Steve Buchanan's picture

Thanks Elizabeth. This causes me to think of the influence the manager has over the direct report. The environment you describe can be shaped in large part by the individual's manager. Most companies have at their core a purpose that supports the greater good. Since the main interpreter of company purpose, strategy and goals for the worker is the direct supervisor, workers across the organization may have very different experiences. I have come to believe that movement to the soul-centered work environment you describe lies as much or more with individual leaders than it does with the corporate entity. We must not wait on our companies to change but lead in such a manner that creates a work experience that meets the needs of those in our supervision while furthering the organization's goals.

elizabeth's picture

Steve,

I agree on the point that organizations are made up of individuals and it's on the individual level that transformation occurs. My hope is that teams simply ask themselves "what are the mental, emotional. and behavioral qualities that would increase intelligence and energy of this group's members?" This conversation can happen at any level and with any group. The supervisor doesn't even need to lead this conversation. Anyone can. It just might take more courage in certain organizations depending on the culture and leadership.

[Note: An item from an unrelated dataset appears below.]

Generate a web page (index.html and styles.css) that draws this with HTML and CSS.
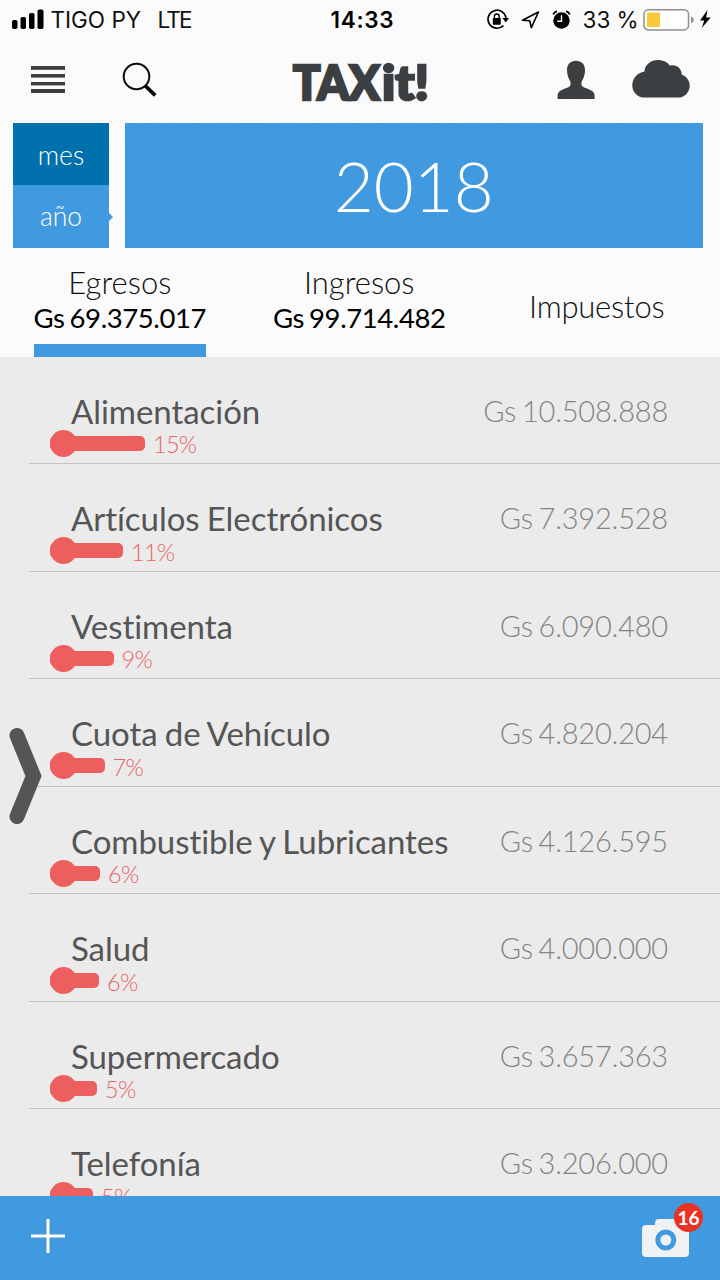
FILE: index.html
```html
<!DOCTYPE html>
<html lang="es">
<head>
    <meta charset="UTF-8">
    <meta name="viewport" content="width=device-width, initial-scale=1.0">
    <title>TAXit!</title>
    <link rel="stylesheet" href="styles.css">
</head>
<body>
    <header>
        <div class="status-bar">
            <svg class="signal" width="32" height="20" viewBox="0 0 32 20">
                <rect x="0" y="11" width="5.5" height="9" rx="1.8"/>
                <rect x="8.5" y="8" width="5.5" height="12" rx="1.8"/>
                <rect x="17" y="4" width="5.5" height="16" rx="1.8"/>
                <rect x="25.5" y="0.5" width="6" height="19.5" rx="1.8"/>
            </svg>
            <span class="carrier">TIGO PY</span>
            <span class="network">LTE</span>
            <span class="clock">14:33</span>
            <svg class="status-icons" width="86" height="22" viewBox="0 0 86 22">
                <!-- rotation lock -->
                <path d="M16.5 16.5 A9 9 0 1 1 19 9.5" fill="none" stroke="#000" stroke-width="1.7"/>
                <path d="M15.5 9h6.5l-3.2 4.6z"/>
                <rect x="5.8" y="9" width="8" height="6.8" rx="0.8"/>
                <path d="M7.4 9.5V7.4a2.4 2.4 0 0 1 4.8 0V9.5" fill="none" stroke="#000" stroke-width="1.4"/>
                <!-- location -->
                <path d="M51.5 3L35.5 11.3l7.2.5 1.6 6.8z" fill="none" stroke="#000" stroke-width="1.6" stroke-linejoin="round"/>
                <!-- alarm -->
                <circle cx="74.5" cy="11.5" r="8.2"/>
                <path d="M66.3 5.6a4.5 4.5 0 0 1 3.7-3.3M82.7 5.6a4.5 4.5 0 0 0-3.7-3.3" fill="none" stroke="#000" stroke-width="1.8"/>
                <path d="M74.5 6.2v6h-4.2" fill="none" stroke="#fff" stroke-width="1.4"/>
            </svg>
            <span class="percent">33 %</span>
            <svg class="battery" width="68" height="24" viewBox="0 0 68 24">
                <rect x="1" y="1.7" width="44.5" height="20.2" rx="4.5" fill="#fff" stroke="#8e8e90" stroke-width="1.5"/>
                <rect x="4" y="4.5" width="13" height="14.5" rx="1" fill="#f9ca3e"/>
                <path d="M48 8.5q2.8.8 2.8 3.3T48 15.1z" fill="#8e8e90"/>
                <path d="M64.5 2L57 12.5h4.3l-2.6 7.5 9-10.5h-4.6z"/>
            </svg>
        </div>

        <nav>
            <svg class="menu" width="36" height="28" viewBox="0 0 36 28" fill="#3b3d40">
                <rect x="1" y="0" width="34" height="3.8"/>
                <rect x="1" y="8" width="34" height="3.6"/>
                <rect x="1" y="16" width="34" height="3.4"/>
                <rect x="1" y="23" width="34" height="4"/>
            </svg>
            <svg class="search" width="36" height="36" viewBox="0 0 36 36" fill="none" stroke="#0a0a0a">
                <circle cx="14.5" cy="14.5" r="12.8" stroke-width="2"/>
                <path d="M23.5 24L33.2 33.4" stroke-width="3.8"/>
            </svg>
            <svg class="logo" width="142" height="64" viewBox="0 0 142 64">
                <text x="5" y="50" textLength="87" lengthAdjust="spacingAndGlyphs">TAX</text>
                <text x="94" y="50" textLength="47" lengthAdjust="spacingAndGlyphs">it!</text>
            </svg>
            <svg class="user" width="38" height="40" viewBox="0 0 38 40" fill="#3b3f42">
                <path d="M19 0.8c-5.6 0-9 3.6-9 9.2 0 3.7.9 7.6 3 11 .8 1.5.9 3.8 0 5C9 29.5 1 29 0.6 35.5V39h37v-3.5C37.2 29 29 29.5 25 26c-.9-1.2-.8-3.5 0-5 2.1-3.4 3-7.3 3-11 0-5.6-3.4-9.2-9-9.2z"/>
            </svg>
            <svg class="cloud" width="58" height="40" viewBox="0 0 58 40" fill="#3b3f42">
                <path d="M10 38.5C4 37 .3 32 .3 26.5 .3 19 5.5 13.500 12.3 12.7 13 5.5 19 1 26 1c5.5 0 9.5 2.3 12 5.7C44 5 49.5 9 49.8 15.7 55 17.5 57.7 22 57.7 26.5c0 6-4 10.5-9 12z"/>
            </svg>
        </nav>

        <div class="period">
            <div class="period-switch">
                <div class="mes">mes</div>
                <div class="anio">año</div>
            </div>
            <div class="year">2018</div>
        </div>

        <div class="tabs">
            <div class="tab egresos active">
                <span class="tab-name">Egresos</span>
                <span class="tab-total">Gs 69.375.017</span>
            </div>
            <div class="tab ingresos">
                <span class="tab-name">Ingresos</span>
                <span class="tab-total">Gs 99.714.482</span>
            </div>
            <div class="tab impuestos">
                <span class="tab-name">Impuestos</span>
            </div>
        </div>
    </header>

    <main>
        <div class="item">
            <div class="item-top"><span class="name">Alimentación</span><span class="amount">Gs 10.508.888</span></div>
            <div class="meter"><div class="bar" style="width: 95px"></div><span>15%</span></div>
        </div>
        <div class="item">
            <div class="item-top"><span class="name">Artículos Electrónicos</span><span class="amount">Gs 7.392.528</span></div>
            <div class="meter"><div class="bar" style="width: 73px"></div><span>11%</span></div>
        </div>
        <div class="item">
            <div class="item-top"><span class="name">Vestimenta</span><span class="amount">Gs 6.090.480</span></div>
            <div class="meter"><div class="bar" style="width: 63.5px"></div><span>9%</span></div>
        </div>
        <div class="item">
            <div class="item-top"><span class="name">Cuota de Vehículo</span><span class="amount">Gs 4.820.204</span></div>
            <div class="meter"><div class="bar" style="width: 54.5px"></div><span>7%</span></div>
        </div>
        <div class="item">
            <div class="item-top"><span class="name">Combustible y Lubricantes</span><span class="amount">Gs 4.126.595</span></div>
            <div class="meter"><div class="bar" style="width: 50px"></div><span>6%</span></div>
        </div>
        <div class="item">
            <div class="item-top"><span class="name">Salud</span><span class="amount">Gs 4.000.000</span></div>
            <div class="meter"><div class="bar" style="width: 49px"></div><span>6%</span></div>
        </div>
        <div class="item">
            <div class="item-top"><span class="name">Supermercado</span><span class="amount">Gs 3.657.363</span></div>
            <div class="meter"><div class="bar" style="width: 47px"></div><span>5%</span></div>
        </div>
        <div class="item">
            <div class="item-top"><span class="name">Telefonía</span><span class="amount">Gs 3.206.000</span></div>
            <div class="meter"><div class="bar" style="width: 43px"></div><span>5%</span></div>
        </div>

        <!-- side panel handle -->
        <svg class="handle" width="34" height="98" viewBox="0 0 34 98">
            <path d="M8 8.5L24.5 49 8 89.5" fill="none" stroke="#555" stroke-width="15" stroke-linecap="round"/>
        </svg>
    </main>

    <footer>
        <svg class="add" width="34" height="34" viewBox="0 0 34 34" stroke="#fff" stroke-width="3">
            <path d="M0 17h34M17 0v34"/>
        </svg>
        <div class="camera">
            <svg width="48" height="40" viewBox="0 0 48 40">
                <path d="M4 7h9V5q0-4 4-4h14q4 0 4 4v2h8q4 0 4 4v24q0 4-4 4H4q-4 0-4-4V11q0-4 4-4z" fill="#f0f1f2"/>
                <circle cx="23.8" cy="22" r="8" fill="none" stroke="#4199e0" stroke-width="5"/>
            </svg>
            <span class="badge">16</span>
        </div>
    </footer>
</body>
</html>
```

FILE: styles.css
```css
body {
    font-family: Lato, sans-serif;
    font-variant-ligatures: none;
    margin: 0;
    width: 720px;
    height: 1280px;
    display: flex;
    flex-direction: column;
    overflow: hidden;
    background-color: #ebebeb;
}

svg {
    display: block;
    flex-shrink: 0;
}

header {
    height: 356.5px;
    flex-shrink: 0;
    background: repeating-linear-gradient(45deg, #fbfbfb 0, #fbfbfb 3px, #f9f9f9 3px, #f9f9f9 5px);
}

.status-bar {
    display: flex;
    align-items: center;
    height: 40px;
    padding-left: 11.5px;
    font-family: Inter, sans-serif;
    font-size: 22.5px;
    white-space: nowrap;
    color: #111;
}

.signal {
    margin-top: -2px;
}

.carrier {
    width: 107px;
    margin-left: 7px;
    margin-top: -1px;
}

.network {
    width: 173px;
    margin-top: -1px;
    letter-spacing: -1.8px;
}

.clock {
    width: 156px;
    margin-top: -1px;
    font-weight: 600;
    letter-spacing: 0.7px;
    color: #000;
}

.status-icons {
    margin-top: -1px;
}

.percent {
    width: 60px;
    margin-left: 10px;
    margin-top: -1px;
}

nav {
    display: flex;
    align-items: center;
    height: 80px;
    padding: 0 30px;
    margin-bottom: 3px;
}

.search {
    margin-left: 56px;
}

.logo {
    margin-left: 130px;
    margin-top: 4px;
}

.logo text {
    font-size: 47px;
    font-weight: 900;
    fill: #3b3f42;
    stroke: #3b3f42;
    stroke-width: 2.5px;
}

.user {
    margin-left: 127px;
}

.cloud {
    margin-left: 37px;
    margin-top: -2px;
}

.period {
    display: flex;
    height: 125px;
    padding: 0 17px 0 13px;
    gap: 15.5px;
    color: white;
    font-weight: 300;
}

.period-switch {
    width: 96px;
    font-size: 26.5px;
    text-align: center;
}

.mes {
    height: 62px;
    line-height: 64px;
    background-color: #0071ad;
}

.anio {
    position: relative;
    height: 63px;
    line-height: 63px;
    background-color: #4199e0;
}

.anio::after {
    content: "";
    position: absolute;
    left: 100%;
    top: 28px;
    border: 4px solid transparent;
    border-left-color: #4199e0;
    border-right: 0;
}

.year {
    flex: 1;
    line-height: 126px;
    font-size: 69px;
    text-align: center;
    background-color: #4199e0;
}

.tabs {
    display: flex;
    height: 108.5px;
    padding-left: 33.5px;
}

.tab {
    box-sizing: border-box;
    display: flex;
    flex-direction: column;
    align-items: center;
    width: 172.5px;
    padding-top: 16px;
    white-space: nowrap;
    color: #111;
}

.tab.active {
    border-bottom: 13px solid #4199e0;
}

.ingresos {
    margin-left: 67px;
}

.impuestos {
    margin-left: 65px;
    padding-top: 40px;
}

.tab-name {
    font-size: 31px;
    line-height: 37px;
    font-weight: 300;
}

.impuestos .tab-name {
    letter-spacing: -0.2px;
}

.tab-total {
    font-size: 27.5px;
    line-height: 34px;
    letter-spacing: -0.4px;
    word-spacing: -1.5px;
    color: #000;
}

main {
    position: relative;
    height: 839px;
    overflow: hidden;
}

.item {
    box-sizing: border-box;
    height: 107.5px;
    margin-left: 29px;
    padding: 33px 52px 0 21px;
    border-bottom: 1px solid #c2c2c4;
}

.item-top {
    display: flex;
    justify-content: space-between;
    height: 40px;
    padding-left: 21px;
    line-height: 42px;
}

.name {
    font-size: 33px;
    letter-spacing: -0.05px;
    word-spacing: -1.2px;
    color: #555;
}

.amount {
    font-size: 29px;
    font-weight: 300;
    line-height: 42px;
    letter-spacing: -0.2px;
    word-spacing: -2px;
    color: #848484;
}

.meter {
    display: flex;
    align-items: center;
    height: 27px;
    font-size: 23.5px;
    font-weight: 300;
    line-height: 27px;
    letter-spacing: -0.7px;
    color: #e96467;
}

.meter span {
    margin: 3px 0 0 8px;
}

.bar {
    position: relative;
    height: 15px;
    border-radius: 5px;
    background-color: #ed5f5e;
}

.bar::before {
    content: "";
    position: absolute;
    left: 0;
    top: -6px;
    width: 27px;
    height: 27px;
    border-radius: 50%;
    background-color: #ed5f5e;
}

.handle {
    position: absolute;
    left: 9px;
    top: 370px;
}

footer {
    display: flex;
    align-items: center;
    justify-content: space-between;
    flex: 1;
    padding: 0 30px 0 31px;
    background-color: #4199e0;
}

.add {
    margin-top: -3px;
}

.camera {
    position: relative;
}

.badge {
    position: absolute;
    right: -13px;
    top: -15px;
    width: 29px;
    height: 29px;
    border-radius: 50%;
    background-color: #eb3323;
    color: white;
    font-size: 19px;
    font-weight: 700;
    line-height: 30px;
    text-align: center;
}
```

Thanks so much for your comments.

Elizabeth

Kim Cermak's picture

Chip Conley's suggestion that there are three potential roles work plays in peoples lives (job, career, calling) is key to understanding the underlying motivations people have with regard to work. As all things are temporary, individuals' motivations evolve with age and experience and consequently change the role work plays in their lives. To maximize retention rates, organizations need to be attuned to the "shift" in their own employees, and help them find meaningful positions as they move along the motivation continuum.